No country can respond to the demand for increased digital learning, creation of new labour markets and a growing service industry without the foundational and middle level literacy derived from the basic level of education.
This notwithstanding, in many developing countries, education is more expensive than any other service offered to the population.
In the long term, governments are inventing ways of cushioning parents by offering free and compulsory basic education as a response to the Sustainable Development Goals 4 (SDG- 4) on offering free, accessible and quality education to all by 2030.
The introduction of Free Primary Education policy in Kenya in 2003 was in tandem with efforts by the international community, adopting the six Education for All (EFA) goals at the World Forum in Senegal in April 2000 as well as the Millennium Development Goals in 2000 that call for increased access to quality basic education and training.
This broad vision of education and the holistic approach to sector development were fully embraced by Kenya as a critical vehicle for realising Vision 2030, the road map for development.
The Constitution unequivocally promises all Kenyans opportunity to capitalise on the progress made so far in order to exploit the full potential of education for each and every child, youth and adult in our country.
In addition, the Basic Education Act 2013 emphasises the fact that basic education, which has been made free and compulsory in Kenya, should be operationalised through the legal framework provided for in the Act.
Both the Constitution and Basic Education Act 2013 guarantee mechanisms of ensuring that every citizen gets access to basic education and other economic and social rights that hinge on the citizens access to and performance in education, as much as on the application of knowledge, attitude and skills gained through the educational experience.
Although disbursement of funds to schools towards realising the objective of making every Kenyan access education is a blessing, there have been gaps in the manner in which the Treasury releases the money.
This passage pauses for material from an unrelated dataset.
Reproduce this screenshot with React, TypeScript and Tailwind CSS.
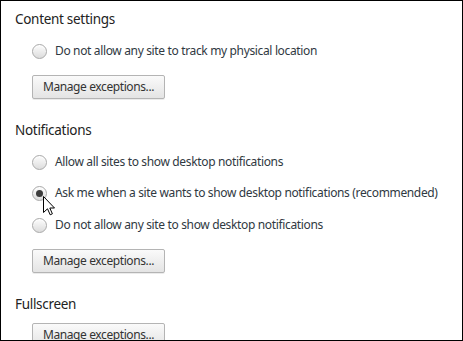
import React from "react";

const font = { fontFamily: '"Noto Sans", "Open Sans", sans-serif' };

function Radio({ checked = false }: { checked?: boolean }) {
  return (
    <span className="relative flex h-[15px] w-[15px] shrink-0 items-center justify-center rounded-full border border-[#a9a9a9] bg-gradient-to-b from-[#fdfdfd] to-[#dcdcdc] shadow-[inset_0_1px_1px_rgba(255,255,255,0.9)]">
      {checked && <span className="h-[7px] w-[7px] rounded-full bg-[#3c3c3c]" />}
    </span>
  );
}

function Option({ label, checked = false, className = "" }: { label: string; checked?: boolean; className?: string }) {
  return (
    <div className={`flex h-[20px] items-center pl-[17px] ${className}`}>
      <Radio checked={checked} />
      <span className="ml-[8px] text-[12px] tracking-[-0.35px] text-[#303942]">{label}</span>
    </div>
  );
}

function ManageButton({ className = "" }: { className?: string }) {
  return (
    <div className={`pl-[17px] ${className}`}>
      <button className="flex h-[24px] w-[133px] items-center justify-center rounded-[2px] border border-[#b4b4b4] bg-gradient-to-b from-[#fafafa] to-[#e4e4e4] text-[12px] tracking-[-0.4px] text-[#333] shadow-[0_1px_0_rgba(0,0,0,0.08)]">
        Manage exceptions...
      </button>
    </div>
  );
}

function Heading({ children, className = "" }: { children: React.ReactNode; className?: string }) {
  return (
    <div className={`flex h-[20px] items-center text-[13.5px] tracking-[-0.3px] text-[#222] ${className}`}>
      {children}
    </div>
  );
}

export default function App() {
  return (
    <div style={font} className="relative h-[341px] w-[463px] overflow-hidden border border-black bg-white">
      <div className="pl-[14px] pt-[8px]">
        <Heading>Content settings</Heading>
        <Option className="mt-[12px]" label="Do not allow any site to track my physical location" />
        <ManageButton className="mt-[14px]" />

        <Heading className="mt-[21px]">Notifications</Heading>
        <Option className="mt-[12px]" label="Allow all sites to show desktop notifications" />
        <Option className="mt-[11px]" checked label="Ask me when a site wants to show desktop notifications (recommended)" />
        <Option className="mt-[12px]" label="Do not allow any site to show desktop notifications" />
        <ManageButton className="mt-[14px]" />

        <Heading className="mt-[21px]">Fullscreen</Heading>
        <ManageButton className="mt-[9px]" />
      </div>

      {/* mouse pointer */}
      <svg className="absolute left-[42px] top-[195px]" width="13" height="20" viewBox="0 0 13 20">
        <path d="M0.5 0.5 L0.5 16.5 L4.5 12.8 L7.2 18.8 L9.4 17.8 L6.8 12 L11.5 12 Z" fill="white" stroke="black" strokeWidth="1" strokeLinejoin="miter" />
      </svg>
    </div>
  );
}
If the funds are released on time; work plans, objectives, tasks, procedures and timelines for activities will flow in the best ways possible.
The organisational management will be able to determine priorities and operations necessary to achieve the vision of free and subsidised basic education.
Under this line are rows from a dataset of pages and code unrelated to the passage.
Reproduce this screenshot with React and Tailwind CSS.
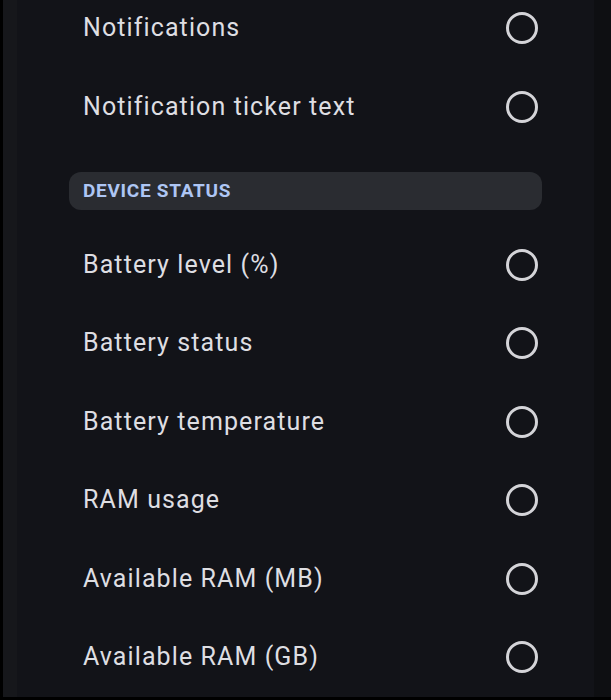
const font = { fontFamily: 'Roboto, "Noto Sans", sans-serif' };

function Row({ label }) {
  return (
    <div className="flex h-[78.5px] items-center justify-between pl-[66px] pr-[56px]">
      <span className="text-[25px] tracking-[1.1px] text-[#dedee2]">{label}</span>
      <span className="h-[32px] w-[32px] rounded-full border-[3px] border-[#d4d4d8]" />
    </div>
  );
}

export default function App() {
  const top = ['Notifications', 'Notification ticker text'];
  const status = [
    'Battery level (%)',
    'Battery status',
    'Battery temperature',
    'RAM usage',
    'Available RAM (MB)',
    'Available RAM (GB)',
  ];

  return (
    <div className="flex h-[700px] w-[611px] overflow-hidden bg-black pb-[3px] pl-[3px]" style={font}>
      <div className="w-[14px] bg-[#16171b]" />
      <div className="flex-1 overflow-hidden bg-[#121318]">
        <div className="-mt-[11.25px]">
          {top.map((t) => (
            <Row key={t} label={t} />
          ))}
          <div className="mx-[52px] mt-[26px] mb-[15.5px] flex h-[38px] items-center rounded-[12px] bg-[#2a2c31] pl-[14px]">
            <span className="text-[19px] font-bold tracking-[0.7px] text-[#aec6f4]">DEVICE STATUS</span>
          </div>
          {status.map((t) => (
            <Row key={t} label={t} />
          ))}
        </div>
      </div>
      <div className="w-[17px] bg-[#0e0f12]" />
    </div>
  );
}
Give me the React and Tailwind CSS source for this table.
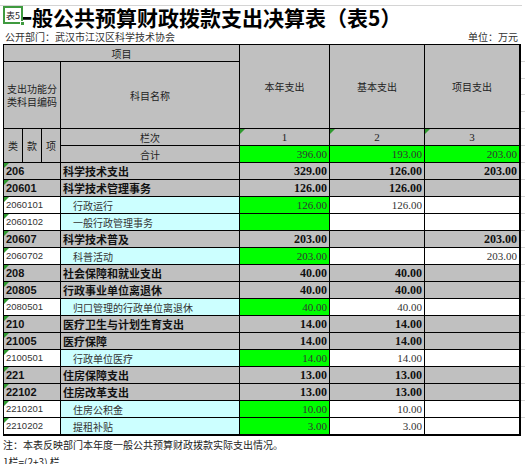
const rows = [
  { code: "206", name: "科学技术支出", a: "329.00", b: "126.00", c: "203.00", bold: true },
  { code: "20601", name: "科学技术管理事务", a: "126.00", b: "126.00", c: "", bold: true },
  { code: "2060101", name: "行政运行", a: "126.00", b: "126.00", c: "" },
  { code: "2060102", name: "一般行政管理事务", a: "", b: "", c: "" },
  { code: "20607", name: "科学技术普及", a: "203.00", b: "", c: "203.00", bold: true },
  { code: "2060702", name: "科普活动", a: "203.00", b: "", c: "203.00" },
  { code: "208", name: "社会保障和就业支出", a: "40.00", b: "40.00", c: "", bold: true },
  { code: "20805", name: "行政事业单位离退休", a: "40.00", b: "40.00", c: "", bold: true },
  { code: "2080501", name: "归口管理的行政单位离退休", a: "40.00", b: "40.00", c: "" },
  { code: "210", name: "医疗卫生与计划生育支出", a: "14.00", b: "14.00", c: "", bold: true },
  { code: "21005", name: "医疗保障", a: "14.00", b: "14.00", c: "", bold: true },
  { code: "2100501", name: "行政单位医疗", a: "14.00", b: "14.00", c: "" },
  { code: "221", name: "住房保障支出", a: "13.00", b: "13.00", c: "", bold: true },
  { code: "22102", name: "住房改革支出", a: "13.00", b: "13.00", c: "", bold: true },
  { code: "2210201", name: "住房公积金", a: "10.00", b: "10.00", c: "" },
  { code: "2210202", name: "提租补贴", a: "3.00", b: "3.00", c: "" },
];

function Tri() {
  return (
    <span className="absolute left-0 top-0 w-0 h-0 border-t-[5px] border-r-[5px] border-t-[#2f9a2f] border-r-transparent" />
  );
}

function Val({ v, bg, bold }) {
  return (
    <div
      className={
        "flex items-center justify-end pr-[2px] font-['Liberation_Serif',serif] " +
        bg +
        (bold ? " text-[12px] font-bold text-[#111]" : " text-[11px] text-[#333]")
      }
    >
      {v}
    </div>
  );
}

export default function App() {
  const head = "bg-[#c0c0c0] flex items-center justify-center text-[10px] text-[#222]";

  return (
    <div className="w-[532px] h-[470px] bg-white overflow-hidden font-['Noto_Sans_CJK_SC',sans-serif]">
      {/* top sheet line */}
      <div className="h-[6px] w-[522px] border-b border-[#d4d4d4]" />

      {/* title */}
      <div className="relative h-[23px] flex items-center pl-[11px] text-[21px] font-bold text-black leading-[23px] whitespace-nowrap">
        一般公共预算财政拨款支出决算表（表5）
        <div className="absolute left-[3px] top-0 w-[20px] h-[18px] bg-white border-2 border-[#3f9a3f] flex items-center justify-center text-[9px] leading-none font-normal text-[#222]">
          表5
          <span className="absolute right-[-4px] bottom-[-4px] w-[5px] h-[5px] bg-[#3f9a3f] border border-white" />
        </div>
      </div>

      {/* sub heading */}
      <div className="h-[15px] w-[521px] flex items-center justify-between pl-[5px] text-[10px] leading-[15px] text-[#333]">
        <span>公开部门：武汉市江汉区科学技术协会</span>
        <span className="pr-[3px]">单位：万元</span>
      </div>

      <div className="flex items-start">
        {/* table */}
        <div className="ml-[3px] w-[518px] border-l border-t border-r-2 border-b-2 border-black bg-black grid grid-cols-[56px_178px_89px_94px_94px] grid-rows-[16px_66px_16px_16px] auto-rows-[16px] gap-px">
          <div className={head + " col-span-2"}>项目</div>
          <div className={head + " row-span-2"}>本年支出</div>
          <div className={head + " row-span-2"}>基本支出</div>
          <div className={head + " row-span-2"}>项目支出</div>

          <div className={head + " flex-col leading-[13px] text-center"}>
            <span>支出功能分</span>
            <span>类科目编码</span>
          </div>
          <div className={head}>科目名称</div>

          <div className="row-span-2 flex gap-px">
            <div className={head + " w-[18px]"}>类</div>
            <div className={head + " w-[18px]"}>款</div>
            <div className={head + " w-[18px]"}>项</div>
          </div>
          <div className={head}>栏次</div>
          <div className={head + " relative font-['Liberation_Serif',serif] text-[11px]"}>
            <Tri />1
          </div>
          <div className={head + " relative font-['Liberation_Serif',serif] text-[11px]"}>
            <Tri />2
          </div>
          <div className={head + " relative font-['Liberation_Serif',serif] text-[11px]"}>
            <Tri />3
          </div>

          <div className={head}>合计</div>
          <Val v="396.00" bg="bg-[#00ff00]" />
          <Val v="193.00" bg="bg-[#00ff00]" />
          <Val v="203.00" bg="bg-[#00ff00]" />

          {rows.map((r) => (
            <div key={r.code} className="contents">
              <div
                className={
                  "relative flex items-center pl-[2px] font-['Liberation_Sans',sans-serif] " +
                  (r.bold
                    ? "bg-[#c0c0c0] text-[11px] font-bold text-[#111]"
                    : "bg-white text-[9.5px] text-[#333]")
                }
              >
                <Tri />
                {r.code}
              </div>
              <div
                className={
                  "flex items-center whitespace-nowrap " +
                  (r.bold
                    ? "bg-[#c0c0c0] pl-[2px] text-[11px] font-bold text-[#111]"
                    : "bg-[#ccffff] pl-[12px] text-[10px] text-[#333]")
                }
              >
                {r.name}
              </div>
              <Val v={r.a} bold={r.bold} bg={r.bold ? "bg-[#c0c0c0]" : "bg-[#00ff00]"} />
              <Val v={r.b} bold={r.bold} bg={r.bold ? "bg-[#c0c0c0]" : "bg-white"} />
              <Val v={r.c} bold={r.bold} bg={r.bold ? "bg-[#c0c0c0]" : "bg-white"} />
            </div>
          ))}
        </div>

        {/* sheet gridline ticks to the right */}
        <div className="w-[4px] flex flex-col">
          <div className="h-[18px] border-b border-[#d4d4d4]" />
          <div className="h-[17px] border-b border-[#d4d4d4]" />
          <div className="h-[16px] border-b border-[#d4d4d4]" />
          <div className="h-[17px] border-b border-[#d4d4d4]" />
          <div className="h-[17px] border-b border-[#d4d4d4]" />
          <div className="h-[17px] border-b border-[#d4d4d4]" />
          <div className="h-[17px] border-b border-[#d4d4d4]" />
          {rows.slice(0, 15).map((r) => (
            <div key={r.code} className="h-[17px] border-b border-[#d4d4d4]" />
          ))}
        </div>
      </div>

      {/* notes */}
      <div className="h-[16px] pl-[3px] flex items-center text-[10px] text-[#222] whitespace-nowrap">
        注：本表反映部门本年度一般公共预算财政拨款实际支出情况。
      </div>
      <div className="h-[12px] overflow-hidden pl-[3px] text-[10px] leading-[20px] text-[#222] whitespace-nowrap">
        1栏=(2+3) 栏
      </div>
    </div>
  );
}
During the past two decades of the existence of capitation in the education sector in Kenya, attention has focused on development of infrastructure, supply of instructional materials and improvement of the general learning environment. These are gains that must continue to be guarded.
The Sh16.2 billion released by the Treasury on September 15, 2023 is part of the Sh89.4 billion allocated for capitation in the 2022-23 Financial Year for the three levels of learning, which include comprehensive schools, senior schools and universities.
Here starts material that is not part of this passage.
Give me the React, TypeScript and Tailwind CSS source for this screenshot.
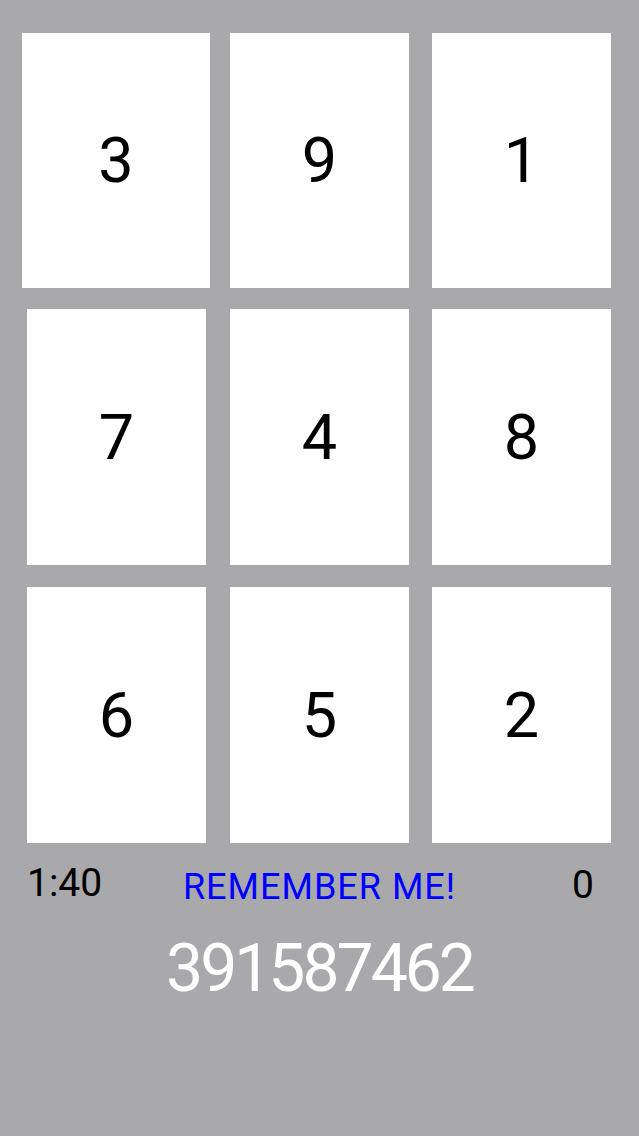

The unwritten policy on release of capitation dictates that the funds should be released in three tranches of 50 per cent, 30 per cent and then 20 per cent. The government has not adhered to this guideline for a long time, thus causing school principals and heads to run into stressful situations for not being able to undertake their management financial responsibilities.
The Principal Secretary Ministry of Education relayed a detailed breakdown of the funds for their prudent utilisation as required under government regulations.
The 50:30:20 per cent disbursements translate to Sh44.7, Sh26.8 and Sh17.8 billion respectively. The Sh16.2 disbursement leaves a balance of Sh12.8 billion, which, if not released before the end of September will cause chaos in schools.
A timetable released by the Kenya National Examination Council indicates that the Kenya Certificate of Primary Education, the Kenya Certificate of Secondary Education and the maiden Kenya Primary School Education Assessment will be done during this period. If the money is not released forthwith, these examinations could be affected.
Heads of institutions are already warning that the gaps created by the lack of consistency in disbursements could throw preparations for the national examinations into disarray.
They also fear that should this continue, some of them might be dragged to court for failing to pay salaries and other statutory deductions. It has also emerged that schools are battling with hefty penalties accrued from non-remittances of statutory deductions.
Workers in these schools, who are also parents, will not have anywhere to run to if their basic requirements are not met through payments of their salaries and other emoluments. The Kenya National Union of Teachers calls upon agencies of government concerned with planning, allocating and disbursement of capitation to adhere to the 50:30:20 spread allocation.
The threat of dragging principals to court at a time when they are supposed to be preparing for national examinations would be a huge embarrassment to them and could push them into depression.